イーロン・マスク氏が理想とするTwitterは実現するのか
2022年10月、Twitterはアメリカの起業家イーロン・マスク氏によって買収されました。マスク氏は2022年3月から、Twitterの運営体制に対して苦言をツイートしていたものです。
2022年10月27日には買収の理由を以下のようにツイートしています。自由に意見を述べられる言論の場にしたかったのでしょう。

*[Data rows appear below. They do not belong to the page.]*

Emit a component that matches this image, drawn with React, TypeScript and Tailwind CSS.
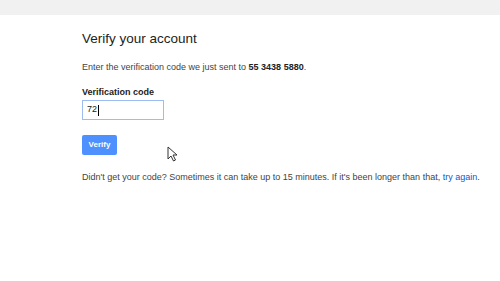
export default function App() {
  return (
    <div className="relative h-[281px] w-[500px] overflow-hidden bg-white font-['Liberation_Sans',Arial,sans-serif] text-[#222]">
      <div className="h-[15px] bg-[#f1f1f1]" />
      <section className="pl-[82px] pt-[16px]">
        <h1 className="text-[13.5px] leading-[16px] text-[#222]">Verify your account</h1>
        <p className="mt-[14px] text-[9px] leading-[12px] text-[#444]">
          Enter the verification code we just sent to <span className="font-bold text-[#222]">55 3438 5880</span>.
        </p>
        <label className="mt-[13px] block text-[9px] font-bold leading-[12px] text-[#222]">Verification code</label>
        <div className="mt-[2px] flex h-[20px] w-[82px] items-center border border-[#9dbcef] px-[4px] text-[9px] text-[#222]">
          72<span className="ml-px h-[11px] w-px bg-black" />
        </div>
        <button className="mt-[15px] flex h-[20px] w-[35px] items-center justify-center rounded-[2px] bg-[#4d90fe] text-[8px] font-bold text-white">
          Verify
        </button>
        <p className="mt-[16px] text-[9px] leading-[12px] text-[#444]">
          Didn't get your code? Sometimes it can take up to 15 minutes. If it's been longer than that,{' '}
          <a className="text-[#15c]">try again</a>.
        </p>
      </section>
      <svg className="absolute left-[167px] top-[146px]" width="12" height="16" viewBox="0 0 12 16">
        <path d="M1 1 L1 13 L4 10 L6.5 15 L8.5 14 L6 9 L10 9 Z" fill="white" stroke="#333" strokeWidth="1" />
      </svg>
    </div>
  )
}
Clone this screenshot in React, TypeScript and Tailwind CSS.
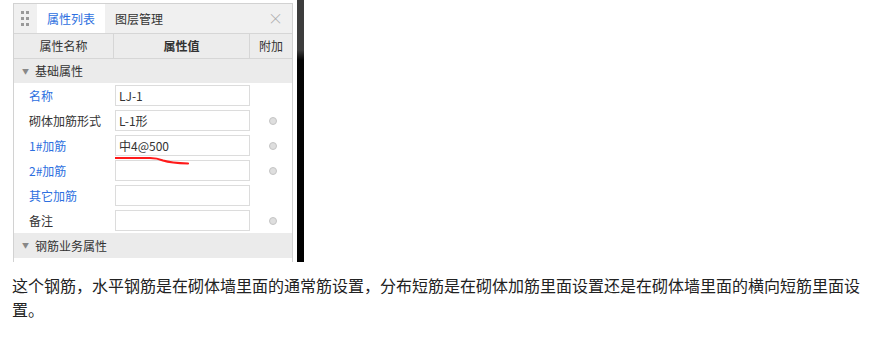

「The reason I acquired Twitter is because it is important to the future of civilization to have a common digital town square, where a wide range of beliefs can be debated in a healthy manner, without resorting to violence.(私がTwitterを取得した理由は、文明の未来にとって、暴力に訴えることなく、幅広い信念が健全な方法で議論できる共通のデジタルタウンスクエアを持つことが重要だからです)」
イーロン・マスク氏の買収後、Twitterでは社員の大量解雇が行われました。キュレーションチームがいなくなったことで、「おすすめ」や「ニュース」にWeb記事は表示されなくなり、「モーメント」も廃止。最近では、ツイートが表示された数「View Counts」を見られるようになり、フォロワーを買っている人が推測できるようになるなど、機能面でも急速に様変わりしています。
マスク氏は、売上高の9割を占めていたとされる広告収入ではなく、「Twitter Blue」というサブスクリプションサービスで収益を上げようとしています。Twitter Blueを購入すると、アカウントに青いチェックマークを付けたり、ツイートを編集できたりといった機能を提供します。
つまり、以前から認証を受けていた人とTwitter Blueの登録者が、青色のチェックマークを付けられることになりました。さらに、Twitter Blue for Businessは金色、政府機関向けにグレーのチェックマークが登場し、全部で3色になっています。
Twitter Blue for Businessとは、Twitterが法人として公認したアカウントに対してテストしているサービスで、対象のアカウントはプロフィール画像が四角形に表示されています。また、ラベルも数種類提供しており、アカウントが何者であるかを明らかにしたい意向が読み取れます。
マスク氏のTwitter改革は始まったばかり。今後のTwitterがどうなるのか、マスク氏以外にはわからない状況になっています。広告を出稿していた企業もしばらく出稿を控えることが推測され(すでにその傾向が現れています)、収益面での不安もぬぐえません。海外ではヘイトスピーチが増えているとの調査結果もあり、10代の利用者も多い日本での影響が心配です。Twitterの今後にも注目していきたいと思います。